EUR/NZD Pulls Back From Its December High

Today the EUR/NZD rate touched the 2.4000 level — the highest reading since late November — but then saw a fairly sharp pullback. Fundamentally, the heightened volatility is driven by a combination of factors.

The euro (EUR) is showing strength because:
→ industrial production in the euro area unexpectedly rose by 0.8% (above forecasts), easing recession fears;
→ the market expects a more measured tone from the European Central Bank amid stabilising data. The meeting will take place on Thursday, 18 December.

On the other hand, the New Zealand dollar (NZD) has come under pressure:
→ a report published on 9 December by the New Zealand Treasury (the Half Year Economic and Fiscal Update) delivered a gloomy outlook: the economic recovery is stalling, and unemployment could rise to 5.5%;
→ prices for dairy products (the country’s main export) are falling, undermining the resilience of the “kiwi”.

That said, the EUR/NZD chart suggests that the scope for further upside may be limited.

Technical Analysis of the EUR/NZD Chart

From 29 November to 12 December, the pair declined (A→B) by roughly 2.9%, and then rallied to today’s peak (2), which lies almost exactly midway between the extremes at A and B. From a Fibonacci perspective, this can reasonably be interpreted as a normal pullback to the 50% level, after which the downward move may resume.

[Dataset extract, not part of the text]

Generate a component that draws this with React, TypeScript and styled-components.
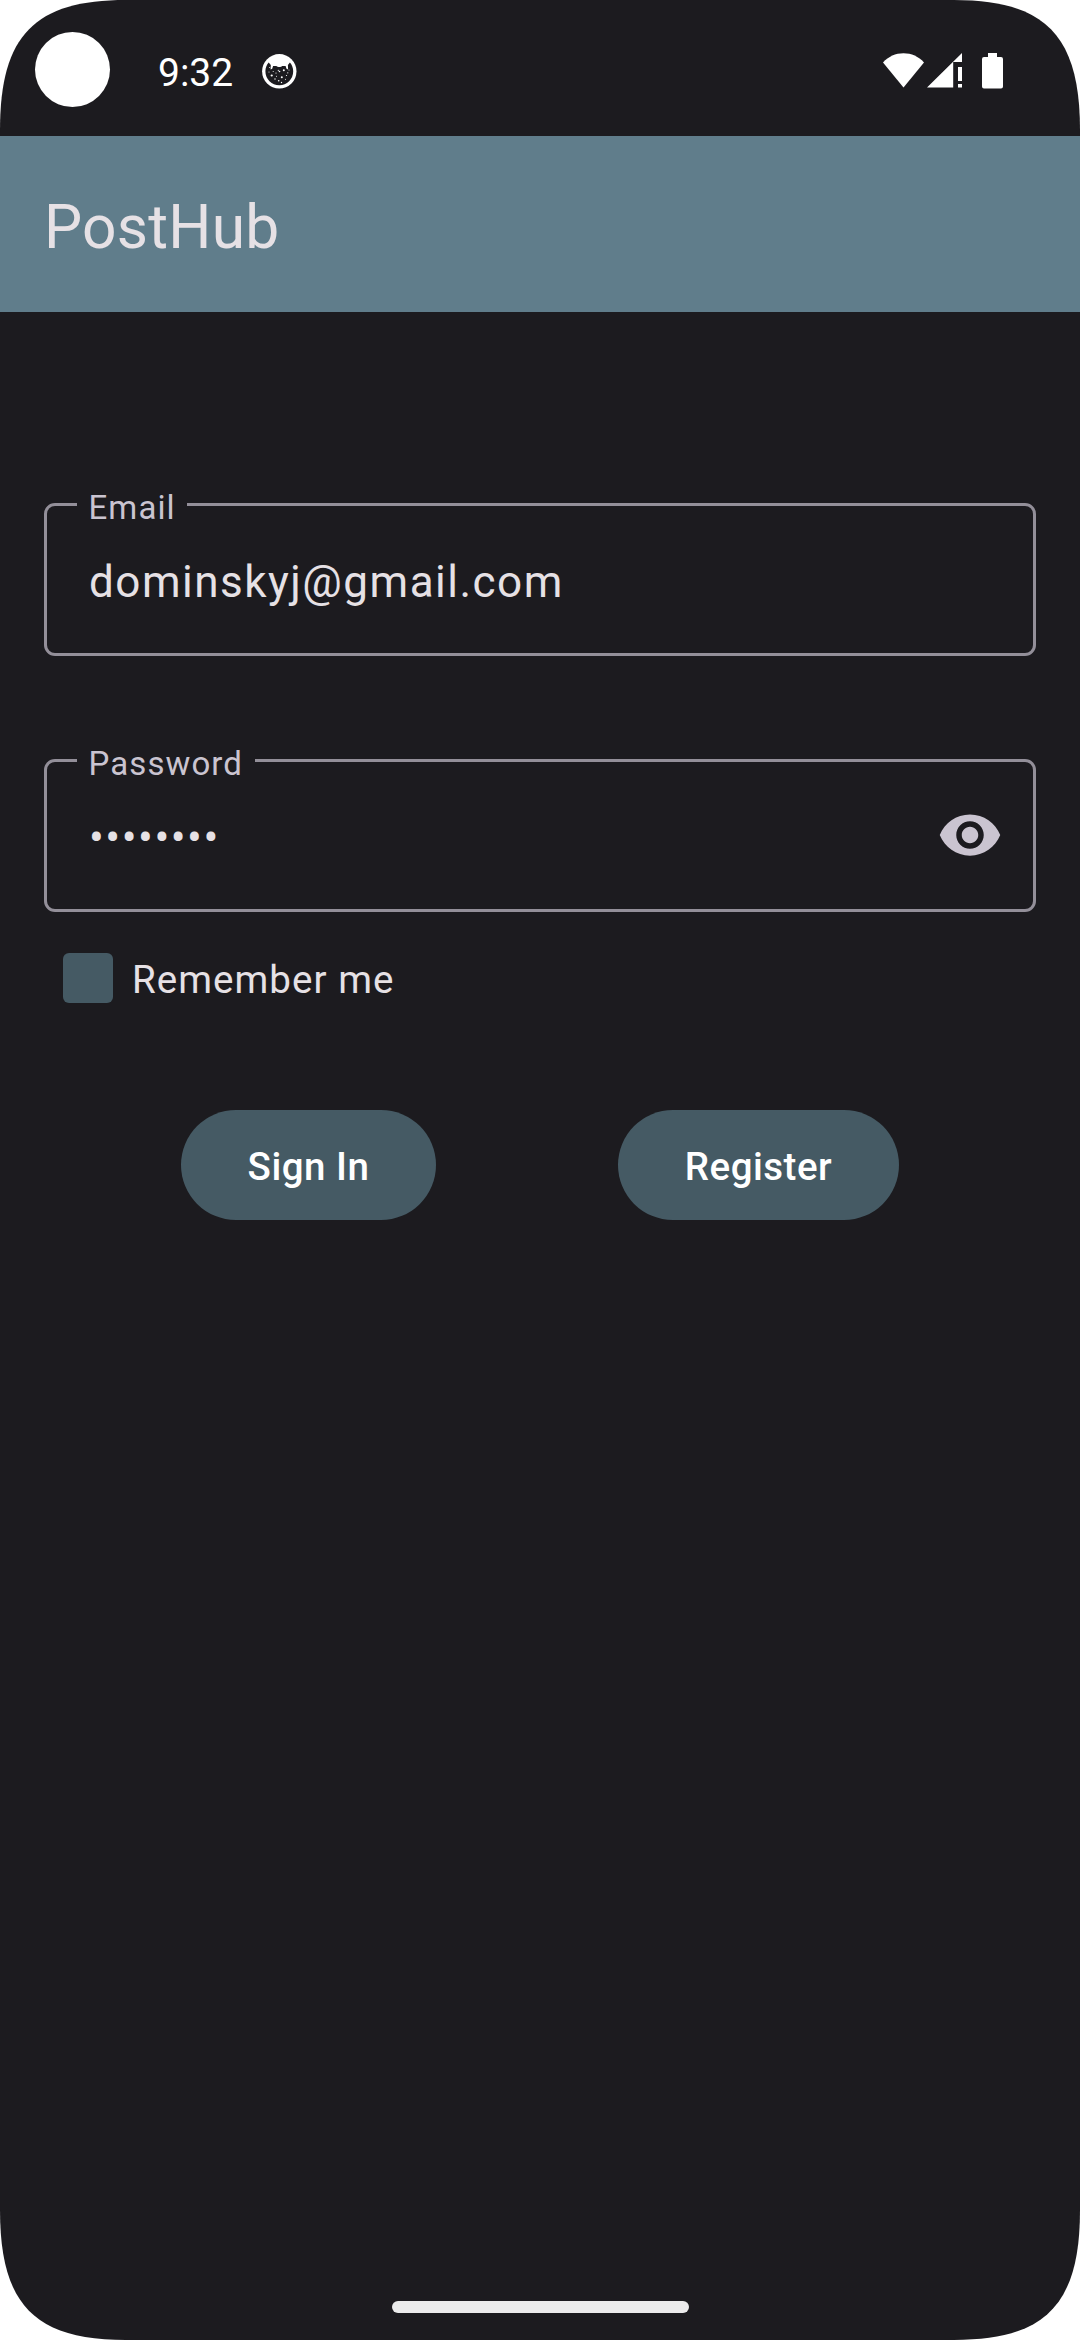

From the viewpoint of trend channels, the descending channel has been expanded upwards, while today’s move (up then down) essentially resembles a Bearish Engulfing pattern — formed during an attempt to break above the upper boundary of the channel.

Many indicators are likely to show divergence between highs 1 and 2. Therefore, taking all of the above into account, forex traders should keep in mind a scenario in which the upward trajectory of the past seven days (shown in blue) is broken by the bears, and the EUR/NZD rate continues to develop within the descending channel.